A decisão das empresas está dissociada, pois, da guerra fiscal. Ela buscará o benefício se o incentivo fiscal superar o custo adicional de transporte (considerado o porto pelo qual importaria naturalmente). Isso posto, a vantagem não é o crédito presumido do ICMS, como vem afirmando o governo, mas o diferencial entre o benefício e o custo adicional de transporte. Está equivocado, assim, o secretário-executivo do Ministério da Fazenda, Nelson Barbosa, que ontem no Senado considerou apenas o ganho fiscal para calcular que o incentivo reduz a taxa de câmbio, de R$ 1,80 para R$ 1,64 por dólar.

Ao contrário do que diz o lobby favorável à medida e o próprio governo, a mudança da alíquota interestadual do ICMS pode ter efeito nulo ou muito pequeno nas importações. Um caso interessante, as turbinas para hidroelétricas da região Norte estão sendo importadas pelo Estado de Tocantins, com alíquota de apenas 1% de ICMS. Alguém imagina que elas deixarão de ser importadas com a medida do governo? Se o incentivo acabar e o produto nacional ficar mais caro, as empresas continuarão importando.

Se aprovada, a medida terá quatro efeitos colaterais negativos:

1) o governo terá que compensar os Estados pela perda de arrecadação. Segundo se vê na imprensa, o Espírito Santo perderia cerca de R$ 2 bilhões anuais, quase um terço de sua arrecadação; em Santa Catarina, a perda seria de R$ 1 bilhão. E por aí vai;

2) provavelmente o governo terá que se comprometer a criar um fundo de desenvolvimento regional para compensar a perda do instrumento de atração de investimentos pelos Estados. Quanto será o valor desse fundo? Alguns Estados reivindicam que seja de pelo menos R$ 20 bilhões. Qualquer que seja o valor, mesmo que instituído, deixará descontentamentos;

3) sem a segurança de que serão compensados, os Estados provavelmente conseguirão que seus senadores votem contra a medida, mesmo que pertencentes à base parlamentar do governo. Isso contribuirá negativamente para a coesão dessa base;

4) as importações incentivadas representam cerca de 25% do total. O fim do incentivo deslocará as mercadorias para outros portos, particularmente o de Santos, que já está congestionado. Haverá uma piora na logística, que impactará custos das empresas e reduzirá a competitividade das que exportam.
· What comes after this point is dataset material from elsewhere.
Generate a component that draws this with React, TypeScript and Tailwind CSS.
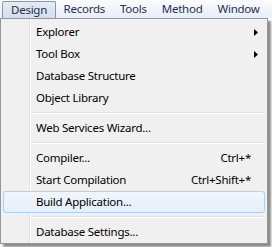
import React from "react";

type Item =
  | { kind: "sep" }
  | { kind: "item"; label: string; shortcut?: string; submenu?: boolean; active?: boolean };

const items: Item[] = [
  { kind: "item", label: "Explorer", submenu: true },
  { kind: "item", label: "Tool Box", submenu: true },
  { kind: "item", label: "Database Structure" },
  { kind: "item", label: "Object Library" },
  { kind: "sep" },
  { kind: "item", label: "Web Services Wizard..." },
  { kind: "sep" },
  { kind: "item", label: "Compiler...", shortcut: "Ctrl+*" },
  { kind: "item", label: "Start Compilation", shortcut: "Ctrl+Shift+*" },
  { kind: "item", label: "Build Application...", active: true },
  { kind: "sep" },
  { kind: "item", label: "Database Settings..." },
];

const menus = ["Design", "Records", "Tools", "Method", "Window"];

export default function App() {
  return (
    <div className="w-[272px] h-[247px] bg-white overflow-hidden font-['Noto_Sans',sans-serif] text-[11.5px] tracking-[-0.25px] leading-none">
      {/* menu bar */}
      <div className="h-[18px] flex items-stretch bg-gradient-to-b from-[#f9fbfe] to-[#e8eef7] text-[#1e2f50]">
        {menus.map((m, i) => (
          <div
            key={m}
            className={
              i === 0
                ? "mt-px ml-[2px] h-[17px] px-[8px] flex items-center rounded-t-[2px] border border-b-0 border-[#8b98ab] bg-gradient-to-b from-[#e6ebf3] to-[#d6deea]"
                : "px-[7.5px] flex items-center"
            }
          >
            {m}
          </div>
        ))}
      </div>

      {/* dropdown */}
      <div className="w-[268px] border border-[#979797] px-[2px] pt-[2px] shadow-[3px_3px_2px_rgba(0,0,0,0.45)] bg-[linear-gradient(to_right,#f0f0f0_28px,#e2e3e3_28px,#e2e3e3_29px,#ffffff_29px,#ffffff_30px,#f0f0f0_30px)]">
        {items.map((it, i) =>
          it.kind === "sep" ? (
            <div key={i} className="h-[8px] flex flex-col justify-center pl-[28px]">
              <div className="h-px bg-[#e2e3e3]" />
              <div className="h-px bg-white" />
            </div>
          ) : (
            <div
              key={i}
              className={
                "h-[22px] flex items-center text-black " +
                (it.active
                  ? "rounded-[3px] border border-[#aecff7] bg-gradient-to-b from-[#f2f6fb] to-[#e5eefa]"
                  : "border border-transparent")
              }
            >
              <span className="pl-[32px] flex-1">{it.label}</span>
              {it.shortcut && <span className="pr-[13px]">{it.shortcut}</span>}
              {it.submenu && (
                <svg className="mr-[6px]" width="4" height="7" viewBox="0 0 4 7">
                  <path d="M0 0 L4 3.5 L0 7 Z" fill="#000" />
                </svg>
              )}
            </div>
          )
        )}
      </div>
    </div>
  );
}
A guerra fiscal precisa acabar, particularmente porque usa instrumento pouco apropriado, isto é, um imposto sobre o consumo, e porque gera distorções alocativas que conspiram contra a produtividade e o potencial de crescimento. Mas isso não pode ser feito de forma tópica, atabalhoadamente, sob pressão de grupos de interessse, ainda que parte destes tenha razão. É preferível tratar a matéria no contexto de uma reforma tributária digna desse nome. A propósito, a medida do governo em nada contribui para reduzir o manicômio tributário, pois focaliza um aspecto lateral e menos importante, qual seja o das relações federativas e não o da irracionalidade atual do ICMS.

É preciso serenidade, liderança e conhecimento adequado das consequências das medidas, principalmente de seus efeitos colaterais. Não é, infelizmente, o que se vê na ação do governo e na pressão para aprovar a mal estudada Resolução 72 do Senado.